> For the complete documentation index, see [llms.txt](https://heunnajo.gitbook.io/algorithms-problem-solving-skills/llms.txt). Markdown versions of documentation pages are available by appending `.md` to page URLs; this page is available as [Markdown](https://heunnajo.gitbook.io/algorithms-problem-solving-skills/algorithm-problems/longest-substring-with-at-most-two-distinct.md).

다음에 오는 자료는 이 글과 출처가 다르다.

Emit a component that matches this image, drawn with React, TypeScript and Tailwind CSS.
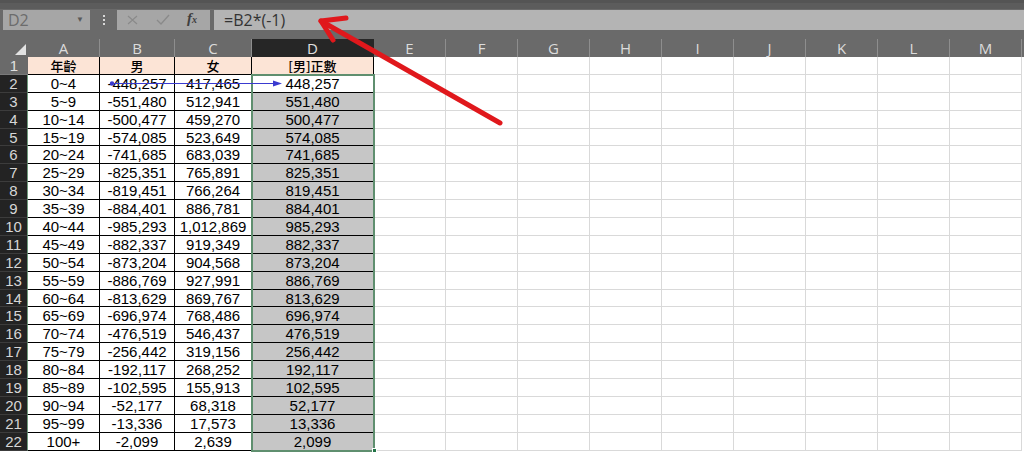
const rows = [
  ['0~4', '-448,257', '417,465', '448,257'],
  ['5~9', '-551,480', '512,941', '551,480'],
  ['10~14', '-500,477', '459,270', '500,477'],
  ['15~19', '-574,085', '523,649', '574,085'],
  ['20~24', '-741,685', '683,039', '741,685'],
  ['25~29', '-825,351', '765,891', '825,351'],
  ['30~34', '-819,451', '766,264', '819,451'],
  ['35~39', '-884,401', '886,781', '884,401'],
  ['40~44', '-985,293', '1,012,869', '985,293'],
  ['45~49', '-882,337', '919,349', '882,337'],
  ['50~54', '-873,204', '904,568', '873,204'],
  ['55~59', '-886,769', '927,991', '886,769'],
  ['60~64', '-813,629', '869,767', '813,629'],
  ['65~69', '-696,974', '768,486', '696,974'],
  ['70~74', '-476,519', '546,437', '476,519'],
  ['75~79', '-256,442', '319,156', '256,442'],
  ['80~84', '-192,117', '268,252', '192,117'],
  ['85~89', '-102,595', '155,913', '102,595'],
  ['90~94', '-52,177', '68,318', '52,177'],
  ['95~99', '-13,336', '17,573', '13,336'],
  ['100+', '-2,099', '2,639', '2,099'],
]

const letters = ['A', 'B', 'C', 'D', 'E', 'F', 'G', 'H', 'I', 'J', 'K', 'L', 'M']
const widths = ['w-[72px]', 'w-[75px]', 'w-[77px]', 'w-[122px]', 'w-[72px]', 'w-[72px]', 'w-[72px]', 'w-[72px]', 'w-[72px]', 'w-[72px]', 'w-[72px]', 'w-[72px]', 'w-[72px]']
const empties = ['E', 'F', 'G', 'H', 'I', 'J', 'K', 'L', 'M']

function App() {
  return (
    <div className="relative w-[1024px] h-[454px] overflow-hidden bg-white font-['Liberation_Sans',sans-serif]">
      {/* formula bar */}
      <div className="bg-[#6a6a6a]">
        <div className="h-[9px] bg-[#5c5c5c] border-t-[3px] border-[#545454]" />
        <div className="h-[30px] flex items-start pt-[1px]">
          <div className="ml-[3px] w-[87px] h-[20px] bg-[#a6a6a6] flex items-center justify-between pl-[5px] pr-[6px]">
            <span className="text-[16px] leading-none text-[#6c6c6c] font-['Open_Sans',sans-serif]">D2</span>
            <span className="text-[8px] leading-none text-[#5a5a5a]">▼</span>
          </div>
          <div className="w-[27px] h-[20px] flex flex-col items-center justify-center gap-[2px]">
            <span className="w-[2px] h-[2px] bg-[#d8d8d8]" />
            <span className="w-[2px] h-[2px] bg-[#d8d8d8]" />
            <span className="w-[2px] h-[2px] bg-[#d8d8d8]" />
          </div>
          <div className="relative w-[93px] h-[20px] bg-[#a6a6a6] flex items-center">
            <svg width="93" height="20" viewBox="0 0 93 20">
              <path d="M11 6 L20 14 M20 6 L11 14" stroke="#8a8a8a" strokeWidth="1.2" fill="none" />
              <path d="M40 10 L44 14 L52 5" stroke="#8a8a8a" strokeWidth="1.3" fill="none" />
            </svg>
            <span className="absolute left-[70px] top-[1px] text-[15px] leading-none italic text-[#3e3e3e] font-['Liberation_Serif',serif] font-bold">
              f<span className="text-[10px]">x</span>
            </span>
          </div>
          <div className="ml-[4px] flex-1 h-[20px] bg-[#b4b4b4] flex items-center pl-[10px]">
            <span className="text-[16px] leading-none text-[#333] font-['Open_Sans',sans-serif]">=B2*(-1)</span>
          </div>
        </div>

        {/* column headers */}
        <div className="flex h-[18px] font-['Open_Sans',sans-serif]">
          <div className="w-[28px] h-[18px] relative">
            <svg width="28" height="18" className="absolute inset-0">
              <polygon points="15,16 26,16 26,5" fill="#e2e2e2" />
            </svg>
          </div>
          {letters.map((l, i) => (
            <div
              key={l}
              className={`${widths[i]} h-[18px] flex items-center justify-center text-[15px] leading-none border-r ${
                l === 'D' ? 'bg-[#262626] text-[#e0e0e0] border-[#262626]' : 'text-[#dcdcdc] border-[#8e8e8e]'
              }`}
            >
              {l}
            </div>
          ))}
          <div className="flex-1" />
        </div>
      </div>

      {/* grid */}
      <div>
        <div className="flex h-[17.9px]">
          <div className="w-[28px] bg-[#6a6a6a] text-[#e0e0e0] flex items-center justify-center text-[15px] leading-none border-b border-[#7a7a7a]">
            1
          </div>
          {['年齡', '男', '女', '[男]正數'].map((t, i) => (
            <div
              key={t}
              className={`${widths[i]} bg-[#fce4d6] border-r border-b border-black flex items-center justify-center text-[13px] leading-none text-black font-['Noto_Sans_CJK_TC',sans-serif] font-medium`}
            >
              {t}
            </div>
          ))}
          {empties.map((e) => (
            <div key={e} className="w-[72px] border-r border-b border-[#d9d9d9]" />
          ))}
        </div>
        {rows.map((r, ri) => (
          <div key={ri} className="flex h-[17.9px]">
            <div className="w-[28px] bg-[#232323] text-[#d6d6d6] flex items-center justify-center text-[15px] leading-none border-b border-[#3c3c3c] border-r border-r-[#6f9a7c]">
              {ri + 2}
            </div>
            {r.map((v, ci) => (
              <div
                key={ci}
                className={`${widths[ci]} border-r border-b border-black flex items-center justify-center text-[15px] leading-none text-black ${
                  ci === 3 ? (ri === 0 ? 'bg-white' : 'bg-[#c6c6c6]') : 'bg-white'
                }`}
              >
                {v}
              </div>
            ))}
            {empties.map((e) => (
              <div key={e} className="w-[72px] border-r border-b border-[#d9d9d9]" />
            ))}
          </div>
        ))}
      </div>

      {/* selection D2:D22 */}
      <div className="absolute left-[251px] top-[74px] w-[124px] h-[378px] border-2 border-[#5f8f6f]" />
      <div className="absolute left-[372px] top-[448px] w-[5px] h-[5px] bg-[#217346] border border-white" />

      {/* overlays */}
      <svg className="absolute inset-0 pointer-events-none" width="1024" height="454">
        <line x1="112" y1="83.5" x2="274" y2="83.5" stroke="#3a3ad0" strokeWidth="1.2" />
        <circle cx="112" cy="83.5" r="2.2" fill="#3a3ad0" />
        <polygon points="273,80.5 282,83.5 273,86.5" fill="#3a3ad0" />
        <path d="M500 123 L321 21" stroke="#e0181c" strokeWidth="5" strokeLinecap="round" fill="none" />
        <path
          d="M346 18 L321 21 L333 40"
          stroke="#e0181c"
          strokeWidth="5"
          strokeLinecap="round"
          strokeLinejoin="round"
          fill="none"
        />
      </svg>
    </div>
  )
}

export default App
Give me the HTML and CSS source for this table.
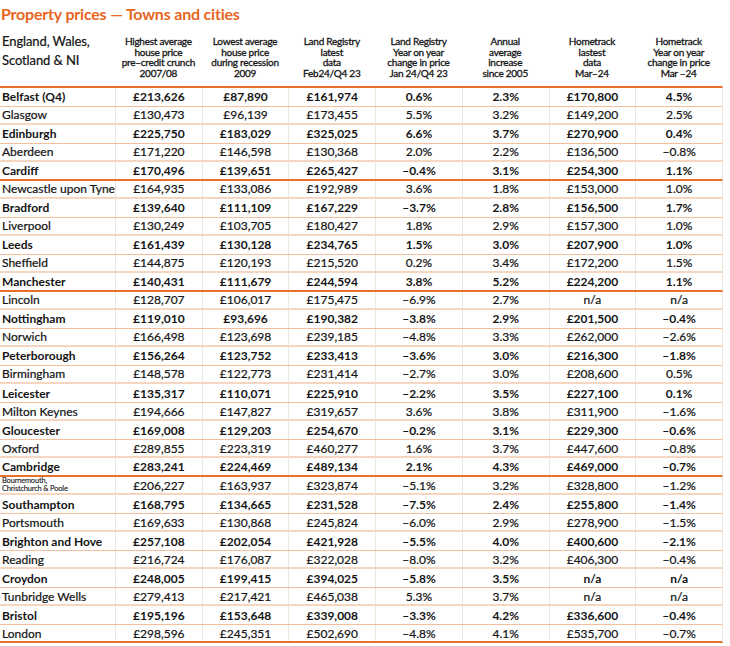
FILE: index.html
```html
<!DOCTYPE html>
<html lang="en">
<head>
    <meta charset="UTF-8">
    <meta name="viewport" content="width=device-width, initial-scale=1.0">
    <title>Property prices — Towns and cities</title>
    <link rel="stylesheet" href="styles.css">
</head>
<body>
    <h1 class="title">Property prices — Towns and cities</h1>
    <div class="prices">
        <div class="head">
            <div class="head-region">England, Wales,<br>Scotland &amp; NI</div>
            <div>Highest average<br>house price<br>pre–credit crunch<br>2007/08</div>
            <div>Lowest average<br>house price<br>during recession<br>2009</div>
            <div>Land Registry<br>latest<br>data<br>Feb24/Q4 23</div>
            <div>Land Registry<br>Year on year<br>change in price<br>Jan 24/Q4 23</div>
            <div>Annual<br>average<br>increase<br>since 2005</div>
            <div>Hometrack<br>lastest<br>data<br>Mar–24</div>
            <div>Hometrack<br>Year on year<br>change in price<br>Mar –24</div>
        </div>
        <div id="rows"></div>
    </div>

    <script>
        const rows = [
            ['Belfast (Q4)', '£213,626', '£87,890', '£161,974', '0.6%', '2.3%', '£170,800', '4.5%'],
            ['Glasgow', '£130,473', '£96,139', '£173,455', '5.5%', '3.2%', '£149,200', '2.5%'],
            ['Edinburgh', '£225,750', '£183,029', '£325,025', '6.6%', '3.7%', '£270,900', '0.4%'],
            ['Aberdeen', '£171,220', '£146,598', '£130,368', '2.0%', '2.2%', '£136,500', '–0.8%'],
            ['Cardiff', '£170,496', '£139,651', '£265,427', '–0.4%', '3.1%', '£254,300', '1.1%', 'end'],
            ['Newcastle upon Tyne', '£164,935', '£133,086', '£192,989', '3.6%', '1.8%', '£153,000', '1.0%'],
            ['Bradford', '£139,640', '£111,109', '£167,229', '–3.7%', '2.8%', '£156,500', '1.7%'],
            ['Liverpool', '£130,249', '£103,705', '£180,427', '1.8%', '2.9%', '£157,300', '1.0%'],
            ['Leeds', '£161,439', '£130,128', '£234,765', '1.5%', '3.0%', '£207,900', '1.0%'],
            ['Sheffield', '£144,875', '£120,193', '£215,520', '0.2%', '3.4%', '£172,200', '1.5%'],
            ['Manchester', '£140,431', '£111,679', '£244,594', '3.8%', '5.2%', '£224,200', '1.1%', 'end'],
            ['Lincoln', '£128,707', '£106,017', '£175,475', '–6.9%', '2.7%', 'n/a', 'n/a'],
            ['Nottingham', '£119,010', '£93,696', '£190,382', '–3.8%', '2.9%', '£201,500', '–0.4%'],
            ['Norwich', '£166,498', '£123,698', '£239,185', '–4.8%', '3.3%', '£262,000', '–2.6%'],
            ['Peterborough', '£156,264', '£123,752', '£233,413', '–3.6%', '3.0%', '£216,300', '–1.8%'],
            ['Birmingham', '£148,578', '£122,773', '£231,414', '–2.7%', '3.0%', '£208,600', '0.5%'],
            ['Leicester', '£135,317', '£110,071', '£225,910', '–2.2%', '3.5%', '£227,100', '0.1%'],
            ['Milton Keynes', '£194,666', '£147,827', '£319,657', '3.6%', '3.8%', '£311,900', '–1.6%'],
            ['Gloucester', '£169,008', '£129,203', '£254,670', '–0.2%', '3.1%', '£229,300', '–0.6%'],
            ['Oxford', '£289,855', '£223,319', '£460,277', '1.6%', '3.7%', '£447,600', '–0.8%'],
            ['Cambridge', '£283,241', '£224,469', '£489,134', '2.1%', '4.3%', '£469,000', '–0.7%', 'end'],
            ['Bournemouth,<br>Christchurch &amp; Poole', '£206,227', '£163,937', '£323,874', '–5.1%', '3.2%', '£328,800', '–1.2%', 'small'],
            ['Southampton', '£168,795', '£134,665', '£231,528', '–7.5%', '2.4%', '£255,800', '–1.4%'],
            ['Portsmouth', '£169,633', '£130,868', '£245,824', '–6.0%', '2.9%', '£278,900', '–1.5%'],
            ['Brighton and Hove', '£257,108', '£202,054', '£421,928', '–5.5%', '4.0%', '£400,600', '–2.1%'],
            ['Reading', '£216,724', '£176,087', '£322,028', '–8.0%', '3.2%', '£406,300', '–0.4%'],
            ['Croydon', '£248,005', '£199,415', '£394,025', '–5.8%', '3.5%', 'n/a', 'n/a'],
            ['Tunbridge Wells', '£279,413', '£217,421', '£465,038', '5.3%', '3.7%', 'n/a', 'n/a'],
            ['Bristol', '£195,196', '£153,648', '£339,008', '–3.3%', '4.2%', '£336,600', '–0.4%'],
            ['London', '£298,596', '£245,351', '£502,690', '–4.8%', '4.1%', '£535,700', '–0.7%', 'end']
        ];

        const rowsElement = document.getElementById('rows');

        rows.forEach(function(row, i) {
            const line = document.createElement('div');
            line.className = 'row ' + (i % 2 === 0 ? 'strong' : 'plain');
            if (row[8] === 'end') line.classList.add('group-end');

            row.slice(0, 8).forEach(function(value, j) {
                const cell = document.createElement('div');
                cell.className = j === 0 ? 'cell place' : 'cell';
                if (j === 0 && row[8] === 'small') cell.classList.add('place-small');
                cell.innerHTML = value;
                line.appendChild(cell);
            });

            rowsElement.appendChild(line);
        });
    </script>
</body>
</html>
```

FILE: styles.css
```css
body {
    margin: 0;
    background-color: #fff;
    color: #141414;
    font-family: Lato, "Open Sans", sans-serif;
}

.title {
    margin: 0;
    padding: 4px 0 0 1px;
    height: 26px;
    box-sizing: border-box;
    font-size: 16px;
    font-weight: 700;
    color: #e8661f;
    letter-spacing: -0.2px;
    line-height: 20px;
}

.prices {
    width: 723px;
}

.head {
    display: grid;
    grid-template-columns: 115px repeat(7, 1fr);
    height: 62px;
    box-sizing: border-box;
    border-bottom: 2px solid #e8702a;
    border-right: 1px solid transparent;
}

.head > div {
    align-self: end;
    padding-bottom: 8px;
    text-align: center;
    font-size: 10px;
    font-weight: 400;
    -webkit-text-stroke: 0.3px currentColor;
    line-height: 10.5px;
    letter-spacing: -0.25px;
}

.head .head-region {
    align-self: start;
    padding: 6px 0 0 2px;
    text-align: left;
    font-size: 13px;
    -webkit-text-stroke: 0.22px currentColor;
    line-height: 19px;
    letter-spacing: -0.1px;
}

.row {
    display: grid;
    grid-template-columns: 115px repeat(7, 1fr);
    height: 18.53px;
    box-sizing: border-box;
    border-right: 1px solid #ebe6da;
    font-size: 12px;
}

.row.strong {
    font-weight: 700;
    border-bottom: 1px solid #f3bf9c;
}

.row.plain {
    font-weight: 400;
    -webkit-text-stroke: 0.22px currentColor;
    border-bottom: 2px solid #f7d6c0;
}

.row.group-end {
    border-bottom: 2px solid #e8702a;
}

.cell {
    display: flex;
    align-items: center;
    justify-content: center;
    border-left: 1px solid #ebe6da;
    white-space: nowrap;
}

.cell.place {
    justify-content: flex-start;
    padding-left: 2px;
    border-left: none;
}

.cell.place-small {
    font-size: 7.5px;
    line-height: 8.5px;
    letter-spacing: -0.2px;
    -webkit-text-stroke: 0.1px currentColor;
    white-space: normal;
}
```
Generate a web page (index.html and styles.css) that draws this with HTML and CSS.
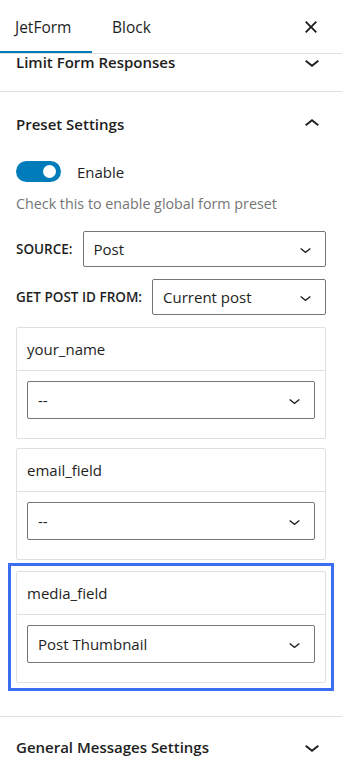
FILE: index.html
```html
<!DOCTYPE html>
<html lang="en">
<head>
    <meta charset="UTF-8">
    <title>JetForm Sidebar</title>
    <meta name="viewport" content="width=device-width, initial-scale=1">
    <link rel="stylesheet" href="styles.css">
</head>
<body>
    <div class="sidebar">
        <div class="tabs">
            <button class="tab active">JetForm</button>
            <button class="tab">Block</button>
            <button class="close" aria-label="Close">
                <svg width="30" height="30" viewBox="0 0 24 24"><path d="M12 13.06l3.712 3.713 1.061-1.06L13.061 12l3.712-3.712-1.06-1.06L12 10.938 8.288 7.227l-1.061 1.06L10.939 12l-3.712 3.712 1.06 1.061L12 13.061z"/></svg>
            </button>
        </div>

        <div class="panel panel-cut">
            <div class="panel-title">
                <span>Limit Form Responses</span>
                <svg width="30" height="30" viewBox="0 0 24 24"><path d="M17.5 11.6L12 16l-5.5-4.4.9-1.2L12 14l4.6-3.6 1 1.2z"/></svg>
            </div>
        </div>

        <div class="panel open">
            <div class="panel-title">
                <span>Preset Settings</span>
                <svg width="30" height="30" viewBox="0 0 24 24"><path d="M6.5 12.4L12 8l5.5 4.4-.9 1.2L12 10l-4.6 3.6-1-1.2z"/></svg>
            </div>

            <div class="toggle-row">
                <span class="toggle"><span class="knob"></span></span>
                <span class="toggle-label">Enable</span>
            </div>
            <p class="help">Check this to enable global form preset</p>

            <div class="field-row">
                <label class="field-label">Source:</label>
                <div class="select">
                    <span>Post</span>
                    <svg width="23" height="23" viewBox="0 0 24 24"><path d="M17.5 11.6L12 16l-5.5-4.4.9-1.2L12 14l4.6-3.6 1 1.2z"/></svg>
                </div>
            </div>
            <div class="field-row">
                <label class="field-label">Get post ID from:</label>
                <div class="select">
                    <span>Current post</span>
                    <svg width="23" height="23" viewBox="0 0 24 24"><path d="M17.5 11.6L12 16l-5.5-4.4.9-1.2L12 14l4.6-3.6 1 1.2z"/></svg>
                </div>
            </div>

            <div class="map-card">
                <div class="map-head">your_name</div>
                <div class="map-body">
                    <div class="select">
                        <span>--</span>
                        <svg width="23" height="23" viewBox="0 0 24 24"><path d="M17.5 11.6L12 16l-5.5-4.4.9-1.2L12 14l4.6-3.6 1 1.2z"/></svg>
                    </div>
                </div>
            </div>

            <div class="map-card">
                <div class="map-head">email_field</div>
                <div class="map-body">
                    <div class="select">
                        <span>--</span>
                        <svg width="23" height="23" viewBox="0 0 24 24"><path d="M17.5 11.6L12 16l-5.5-4.4.9-1.2L12 14l4.6-3.6 1 1.2z"/></svg>
                    </div>
                </div>
            </div>

            <div class="highlight">
                <div class="map-card">
                    <div class="map-head">media_field</div>
                    <div class="map-body">
                        <div class="select">
                            <span>Post Thumbnail</span>
                            <svg width="23" height="23" viewBox="0 0 24 24"><path d="M17.5 11.6L12 16l-5.5-4.4.9-1.2L12 14l4.6-3.6 1 1.2z"/></svg>
                        </div>
                    </div>
                </div>
            </div>
        </div>

        <div class="panel">
            <div class="panel-title">
                <span>General Messages Settings</span>
                <svg width="30" height="30" viewBox="0 0 24 24"><path d="M17.5 11.6L12 16l-5.5-4.4.9-1.2L12 14l4.6-3.6 1 1.2z"/></svg>
            </div>
        </div>
    </div>
</body>
</html>
```

FILE: styles.css
```css
body {
    margin: 0;
    padding: 0;
    background: #fff;
    color: #1e1e1e;
    font-family: "Open Sans", "Noto Sans", Arial, sans-serif;
}
.sidebar {
    width: 342px;
}
svg {
    fill: #1e1e1e;
    display: block;
}
button {
    font-family: inherit;
    background: none;
    border: none;
    padding: 0;
    color: #1e1e1e;
    cursor: pointer;
}
.tabs {
    display: flex;
    align-items: stretch;
    height: 53px;
    border-bottom: 1px solid #e0e0e0;
}
.tab {
    font-size: 15.5px;
    text-align: left;
    padding: 0 0 0 15px;
}
.tab.active {
    width: 92px;
    box-shadow: inset 0 -2px 0 #007cba;
}
.tab + .tab {
    padding-left: 20px;
}
.close {
    margin-left: auto;
    margin-right: 16px;
    display: flex;
    align-items: center;
}
.panel {
    border-bottom: 1px solid #e0e0e0;
    padding: 0 16px;
}
.panel-title {
    display: flex;
    align-items: center;
    justify-content: space-between;
    font-size: 15px;
    font-weight: 600;
    height: 60px;
}
.panel-title svg {
    margin-right: -1px;
}
.panel-cut .panel-title {
    height: 16px;
    padding-bottom: 21px;
}
.panel.open {
    padding-bottom: 25px;
}
.panel.open .panel-title {
    height: 64px;
}
.toggle-row {
    display: flex;
    align-items: center;
    gap: 16px;
    margin-top: 5px;
}
.toggle {
    display: flex;
    align-items: center;
    width: 45px;
    height: 21px;
    border-radius: 11px;
    background: #007cba;
    box-sizing: border-box;
    padding-left: 27px;
}
.knob {
    width: 13px;
    height: 13px;
    border-radius: 50%;
    background: #fff;
}
.toggle-label {
    font-size: 15px;
}
.help {
    margin: 12px 0 18px;
    font-size: 14.3px;
    color: #757575;
}
.field-row {
    display: flex;
    align-items: center;
    gap: 10px;
    margin-bottom: 12px;
}
.field-label {
    font-size: 13.5px;
    font-weight: 600;
    text-transform: uppercase;
    white-space: nowrap;
}
.select {
    flex: 1;
    display: flex;
    align-items: center;
    justify-content: space-between;
    height: 36px;
    box-sizing: border-box;
    border: 1px solid #757575;
    border-radius: 2px;
    padding: 0 8px 0 10px;
    font-size: 15px;
}
.map-card {
    border: 1px solid #e0e0e0;
    border-radius: 2px;
    margin-top: 9px;
}
.map-head {
    font-size: 15px;
    height: 42px;
    line-height: 42px;
    padding: 0 10px;
    border-bottom: 1px solid #e0e0e0;
}
.map-body {
    padding: 10px 10px 19px;
}
.map-body .select {
    height: 38px;
}
.highlight {
    border: 3px solid #3c6cf0;
    margin: 3px -8px 0;
    padding: 0 5px 5px;
}
.highlight .map-card {
    margin-top: 5px;
}
```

# Longest Substring With At Most Two Distinct

Given a string s, find the length of the longest substring *t* that contains at most 2 distinct characters.\
최대 2개의 구분되 철자를 포함하는 가장 긴 substring의 길이를 구해라.

> Example 1 :\
> Input : "eceba"\
> Output : 3\
> Explanation : t is "ece" which its length is 3.
>
> Example 2 :\
> Input : "ccaabbb"\
> Output : 5\
> Explanation : t is "aabbb" which its length is 5.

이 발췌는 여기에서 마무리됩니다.